[Start of Supplied data]
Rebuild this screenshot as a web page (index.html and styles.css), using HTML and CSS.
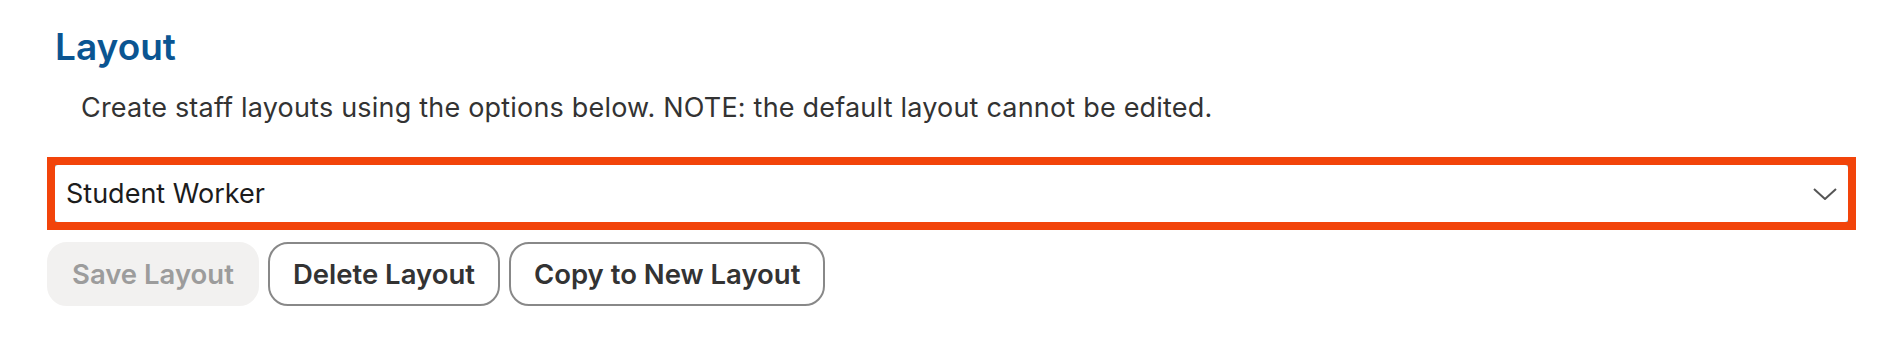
FILE: index.html
```html
<!DOCTYPE html>
<html lang="en">
<head>
<meta charset="UTF-8" />
<meta name="viewport" content="width=device-width, initial-scale=1" />
<title>Layout</title>
<link rel="stylesheet" href="styles.css">
</head>
<body>

<div class="panel">
  <h2 class="panel-title">Layout</h2>
  <p class="panel-note">Create staff layouts using the options below. NOTE: the default layout cannot be edited.</p>

  <div class="select-ring">
    <div class="select-box">
      <span class="select-value">Student Worker</span>
      <svg class="chevron" viewBox="0 0 24 12">
        <path d="M1 1l11 10L23 1"/>
      </svg>
    </div>
  </div>

  <div class="actions">
    <button class="btn" disabled>Save Layout</button>
    <button class="btn btn-outline">Delete Layout</button>
    <button class="btn btn-outline">Copy to New Layout</button>
  </div>
</div>

</body>
</html>
```

FILE: styles.css
```css
body {
  margin: 0;
  background: #fff;
  font-family: Inter, 'Noto Sans', sans-serif;
  color: #333;
}
.panel {
  padding: 25px 44px 0 47px;
}
.panel-title {
  margin: 0 0 0 8px;
  font-size: 37px;
  font-weight: 600;
  color: #0a5592;
  line-height: 44px;
}
.panel-note {
  margin: 24px 0 0 34px;
  font-size: 27px;
  letter-spacing: 0.2px;
  line-height: 30px;
  color: #333;
}
.select-ring {
  margin-top: 34px;
  border: 8px solid #f2440a;
  background: #8a8a8a;
}
.select-box {
  background: #fff;
  border-radius: 3px;
  height: 57px;
  display: flex;
  align-items: center;
  justify-content: space-between;
  padding: 0 11px 0 11px;
}
.select-value {
  font-size: 27px;
  color: #1c1c1c;
}
.chevron {
  width: 24px;
  height: 12px;
  fill: none;
  stroke: #555;
  stroke-width: 2;
}
.actions {
  display: flex;
  gap: 9px;
  margin-top: 12px;
}
.btn {
  font-family: inherit;
  font-size: 27.5px;
  font-weight: 600;
  height: 64px;
  padding: 0 23px;
  border-radius: 20px;
  border: 2px solid #888;
  background: #fff;
  color: #333;
  cursor: pointer;
}
.btn[disabled] {
  border-color: #f2f1f0;
  background: #f2f1f0;
  color: #9c9c9c;
  cursor: default;
}
```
[End of Supplied data]
# Problem to solve
Reproduce the full listing above verbatim, with no pictures included.

# Written answer
Rebuild this screenshot as a web page (index.html and styles.css), using HTML and CSS.
FILE: index.html
```html
<!DOCTYPE html>
<html lang="en">
<head>
<meta charset="UTF-8" />
<meta name="viewport" content="width=device-width, initial-scale=1" />
<title>Layout</title>
<link rel="stylesheet" href="styles.css">
</head>
<body>

<div class="panel">
  <h2 class="panel-title">Layout</h2>
  <p class="panel-note">Create staff layouts using the options below. NOTE: the default layout cannot be edited.</p>

  <div class="select-ring">
    <div class="select-box">
      <span class="select-value">Student Worker</span>
      <svg class="chevron" viewBox="0 0 24 12">
        <path d="M1 1l11 10L23 1"/>
      </svg>
    </div>
  </div>

  <div class="actions">
    <button class="btn" disabled>Save Layout</button>
    <button class="btn btn-outline">Delete Layout</button>
    <button class="btn btn-outline">Copy to New Layout</button>
  </div>
</div>

</body>
</html>
```

FILE: styles.css
```css
body {
  margin: 0;
  background: #fff;
  font-family: Inter, 'Noto Sans', sans-serif;
  color: #333;
}
.panel {
  padding: 25px 44px 0 47px;
}
.panel-title {
  margin: 0 0 0 8px;
  font-size: 37px;
  font-weight: 600;
  color: #0a5592;
  line-height: 44px;
}
.panel-note {
  margin: 24px 0 0 34px;
  font-size: 27px;
  letter-spacing: 0.2px;
  line-height: 30px;
  color: #333;
}
.select-ring {
  margin-top: 34px;
  border: 8px solid #f2440a;
  background: #8a8a8a;
}
.select-box {
  background: #fff;
  border-radius: 3px;
  height: 57px;
  display: flex;
  align-items: center;
  justify-content: space-between;
  padding: 0 11px 0 11px;
}
.select-value {
  font-size: 27px;
  color: #1c1c1c;
}
.chevron {
  width: 24px;
  height: 12px;
  fill: none;
  stroke: #555;
  stroke-width: 2;
}
.actions {
  display: flex;
  gap: 9px;
  margin-top: 12px;
}
.btn {
  font-family: inherit;
  font-size: 27.5px;
  font-weight: 600;
  height: 64px;
  padding: 0 23px;
  border-radius: 20px;
  border: 2px solid #888;
  background: #fff;
  color: #333;
  cursor: pointer;
}
.btn[disabled] {
  border-color: #f2f1f0;
  background: #f2f1f0;
  color: #9c9c9c;
  cursor: default;
}
```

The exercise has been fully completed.